Drop the images; return everything else in the listing below exactly.
::::
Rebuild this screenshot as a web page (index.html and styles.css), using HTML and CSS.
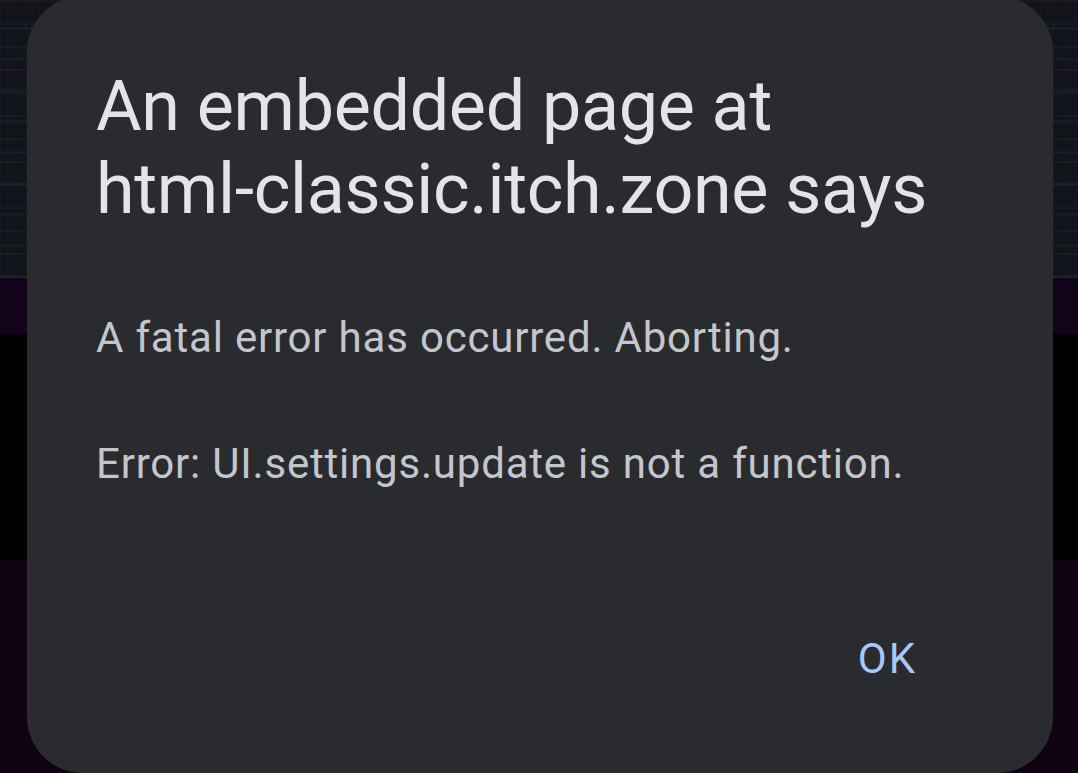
FILE: index.html
```html
<!DOCTYPE html>
<html lang="en">
<head>
    <meta charset="UTF-8">
    <meta name="viewport" content="width=device-width, initial-scale=1.0">
    <title>Alert</title>
    <link rel="stylesheet" href="styles.css">
</head>
<body>
    <!-- Page behind the dialog -->
    <div class="backdrop">
        <div class="band band-art"></div>
        <div class="band band-purple"></div>
        <div class="band band-black"></div>
        <div class="band band-purple band-fill"></div>
    </div>

    <!-- Alert dialog -->
    <div class="dialog">
        <h1 class="dialog-title">An embedded page at<br>html-classic.itch.zone says</h1>
        <p class="dialog-text">A fatal error has occurred. Aborting.</p>
        <p class="dialog-text">Error: UI.settings.update is not a function.</p>
        <div class="dialog-actions">
            <button class="dialog-button">OK</button>
        </div>
    </div>
</body>
</html>
```

FILE: styles.css
```css
body {
    margin: 0;
    padding: 0;
    width: 100vw;
    height: 100vh;
    overflow: hidden;
    background-color: #100313;
    font-family: Roboto, "Noto Sans", sans-serif;
}

.backdrop {
    display: flex;
    flex-direction: column;
    height: 100%;
}

/* Blurry game artwork at the top */
.band-art {
    height: 278px;
    background-color: #11151b;
    background-image:
        repeating-linear-gradient(0deg, rgba(120, 40, 40, 0.14) 0 2px, transparent 2px 23px),
        repeating-linear-gradient(0deg, rgba(40, 90, 110, 0.12) 0 3px, transparent 3px 31px),
        repeating-linear-gradient(90deg, rgba(255, 255, 255, 0.015) 0 1px, transparent 1px 13px);
}

.band-purple {
    height: 56px;
    background-color: #12031a;
}

.band-black {
    height: 226px;
    background-color: #000000;
}

.band-fill {
    flex: 1;
    background-color: #100313;
}

/* Dialog sits over the page */
.dialog {
    position: fixed;
    left: 27px;
    top: -4px;
    width: 1026px;
    height: 777px;
    box-sizing: border-box;
    padding: 69px 40px 0 69px;
    background-color: #2a2b2f;
    border-radius: 56px;
    display: flex;
    flex-direction: column;
}

.dialog-title {
    margin: 0 0 82px 0;
    font-size: 70px;
    font-weight: 400;
    line-height: 83px;
    letter-spacing: -0.3px;
    white-space: nowrap;
    color: #e3e3e8;
}

.dialog-text {
    margin: 0 0 76px 0;
    font-size: 42px;
    line-height: 50px;
    letter-spacing: 0.8px;
    color: #c4c6cc;
}

.dialog-text:last-of-type {
    margin-bottom: 146px;
}

.dialog-actions {
    display: flex;
    justify-content: flex-end;
    padding-right: 96px;
}

.dialog-button {
    padding: 0;
    font-family: inherit;
    font-size: 42px;
    font-weight: 400;
    line-height: 48px;
    letter-spacing: 2px;
    color: #a8c7fa;
    background: none;
    border: none;
    cursor: pointer;
}
```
::::
• [EXERCISE RESPONSE]:
Rebuild this screenshot as a web page (index.html and styles.css), using HTML and CSS.
FILE: index.html
```html
<!DOCTYPE html>
<html lang="en">
<head>
    <meta charset="UTF-8">
    <meta name="viewport" content="width=device-width, initial-scale=1.0">
    <title>Alert</title>
    <link rel="stylesheet" href="styles.css">
</head>
<body>
    <!-- Page behind the dialog -->
    <div class="backdrop">
        <div class="band band-art"></div>
        <div class="band band-purple"></div>
        <div class="band band-black"></div>
        <div class="band band-purple band-fill"></div>
    </div>

    <!-- Alert dialog -->
    <div class="dialog">
        <h1 class="dialog-title">An embedded page at<br>html-classic.itch.zone says</h1>
        <p class="dialog-text">A fatal error has occurred. Aborting.</p>
        <p class="dialog-text">Error: UI.settings.update is not a function.</p>
        <div class="dialog-actions">
            <button class="dialog-button">OK</button>
        </div>
    </div>
</body>
</html>
```

FILE: styles.css
```css
body {
    margin: 0;
    padding: 0;
    width: 100vw;
    height: 100vh;
    overflow: hidden;
    background-color: #100313;
    font-family: Roboto, "Noto Sans", sans-serif;
}

.backdrop {
    display: flex;
    flex-direction: column;
    height: 100%;
}

/* Blurry game artwork at the top */
.band-art {
    height: 278px;
    background-color: #11151b;
    background-image:
        repeating-linear-gradient(0deg, rgba(120, 40, 40, 0.14) 0 2px, transparent 2px 23px),
        repeating-linear-gradient(0deg, rgba(40, 90, 110, 0.12) 0 3px, transparent 3px 31px),
        repeating-linear-gradient(90deg, rgba(255, 255, 255, 0.015) 0 1px, transparent 1px 13px);
}

.band-purple {
    height: 56px;
    background-color: #12031a;
}

.band-black {
    height: 226px;
    background-color: #000000;
}

.band-fill {
    flex: 1;
    background-color: #100313;
}

/* Dialog sits over the page */
.dialog {
    position: fixed;
    left: 27px;
    top: -4px;
    width: 1026px;
    height: 777px;
    box-sizing: border-box;
    padding: 69px 40px 0 69px;
    background-color: #2a2b2f;
    border-radius: 56px;
    display: flex;
    flex-direction: column;
}

.dialog-title {
    margin: 0 0 82px 0;
    font-size: 70px;
    font-weight: 400;
    line-height: 83px;
    letter-spacing: -0.3px;
    white-space: nowrap;
    color: #e3e3e8;
}

.dialog-text {
    margin: 0 0 76px 0;
    font-size: 42px;
    line-height: 50px;
    letter-spacing: 0.8px;
    color: #c4c6cc;
}

.dialog-text:last-of-type {
    margin-bottom: 146px;
}

.dialog-actions {
    display: flex;
    justify-content: flex-end;
    padding-right: 96px;
}

.dialog-button {
    padding: 0;
    font-family: inherit;
    font-size: 42px;
    font-weight: 400;
    line-height: 48px;
    letter-spacing: 2px;
    color: #a8c7fa;
    background: none;
    border: none;
    cursor: pointer;
}
```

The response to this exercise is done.